The use of air conditioners to cool big city buildings is making it hotter outdoors, say Japanese researchers.

A study comparing the summer temperatures in downtown Tokyo on weekends versus weekdays shows air conditioners dump enough heat into the streets to raise the temperature at least 2 to 4 degrees F (1 to 2 degrees C).

In turn, the heat blasting from the rear-ends of air conditioners is contributing to the "heat island" effect that makes cities hotter and their weather sometimes more severe.

"In the office areas of Chiyoda and Chuo Wards in the Tokyo metropolitan area in Japan, the waste heat resulting from the air conditioning operation is more than one-half of the sensible heat from the surface during the summer," reported Yukitaka Ohashi of the Okayama University of Science in Okayama, Japan.

Ohashi and colleagues have published their results in the latest issue of the Journal Applied Meteorology and Climatology.

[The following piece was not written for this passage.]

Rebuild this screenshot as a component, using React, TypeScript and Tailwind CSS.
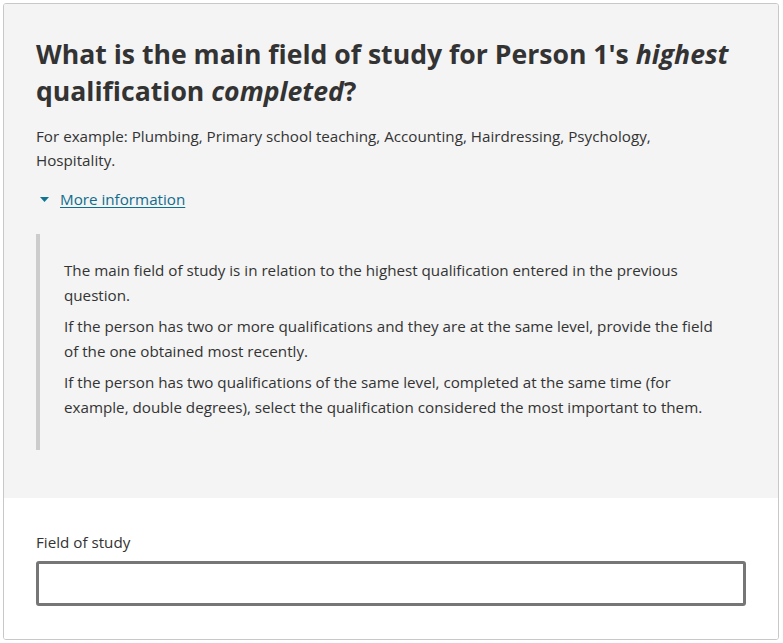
const font = { fontFamily: '"Open Sans", "Noto Sans", sans-serif' };

const notes = [
  'The main field of study is in relation to the highest qualification entered in the previous question.',
  'If the person has two or more qualifications and they are at the same level, provide the field of the one obtained most recently.',
  'If the person has two qualifications of the same level, completed at the same time (for example, double degrees), select the qualification considered the most important to them.',
];

export default function App() {
  return (
    <div className="min-h-screen bg-white pt-[3px] pl-[3px]" style={font}>
      <div className="w-[776px] h-[637px] border border-[#c8c8c8] rounded-[3px] overflow-hidden flex flex-col text-[#333333]">
        <section className="bg-[#f4f4f4] h-[494px] px-8 pt-8">
          <h1 className="text-[26.6px] leading-[37px] font-bold">
            What is the main field of study for Person 1's <em>highest</em> qualification <em>completed</em>?
          </h1>
          <p className="mt-[14px] max-w-[660px] text-[15.2px] leading-6">
            For example: Plumbing, Primary school teaching, Accounting, Hairdressing, Psychology, Hospitality.
          </p>
          <div className="mt-[15px] flex items-center h-6">
            <svg width="9" height="5" viewBox="0 0 9 5" className="ml-[4px] mr-[11px] text-[#0e7490]">
              <path d="M0 0h9L4.5 5z" fill="currentColor" />
            </svg>
            <a href="#" className="text-[15.2px] text-[#0f6d8e] underline underline-offset-2">
              More information
            </a>
          </div>
          <div className="mt-[23px] border-l-4 border-[#cccccc] pl-6 pt-6 pb-[30px] h-[216px]">
            {notes.map((n) => (
              <p key={n} className="max-w-[660px] text-[15.2px] leading-[25px] mb-[6px]">
                {n}
              </p>
            ))}
          </div>
        </section>
        <section className="flex-1 bg-white px-8 pt-8">
          <label className="block text-[15.2px] leading-6">Field of study</label>
          <input
            type="text"
            className="mt-[7px] block w-[710px] h-[45px] border-[3px] border-[#767676] rounded-[3px] bg-white outline-none"
          />
        </section>
      </div>
    </div>
  );
}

"In office areas in the big cities of Asian countries, this 'waste' heat from air conditioners into the urban atmosphere is significant, especially during summer," Ohashi explained.

Air conditioners remove not only ambient heat from buildings, but they expel heat from their use of electricity. In other words, coolers don't just move heat from the inside to the outdoors. They also add new heat just by being machines that consume power.

In fact, Tokyo sucks up about 1.6 gigawatts of electricity for every 2 degrees of warming on a hot summer day, the researchers reported. That's equivalent to the output of one-and-a-half nuclear power plants.

The researchers reproduced real temperatures in Tokyo using two computer models coupled together. One model simulated building energy use and waste heat, and the other, air temperature in an urban environment.

The dual simulation accurately reproduced the temperature for a few days in July, 2002, which were clearly warmer because of waste heat from cooled buildings.

"On the other hand, for a holiday case (in August, 2002) the waste heat from the buildings has little influence on the outdoor temperatures and can be neglected in the model," Ohashi reported.

The bottom line, he said, is that to accurately predict the air temperature in any big city, meteorologists need to better understand exactly how big buildings are expelling heat.

"Such heat is not fully appreciated in urban heat island discussions," said urban heat researcher Stuart Gaffin of the Center for Climate Systems Research at Columbia University in New York. He suspects the Japanese researchers are right about the significant contribution of air conditioning to hotter cities.

The heat islands created by big cities in warm climates - like Atlanta or Dallas - have been recognized as having noticeable and sometimes violent effects on stormy weather that crosses their path.

Even non-urban areas downwind of cities have been known to get more violent thunder storms as a result of the supercharging of storms by city heat.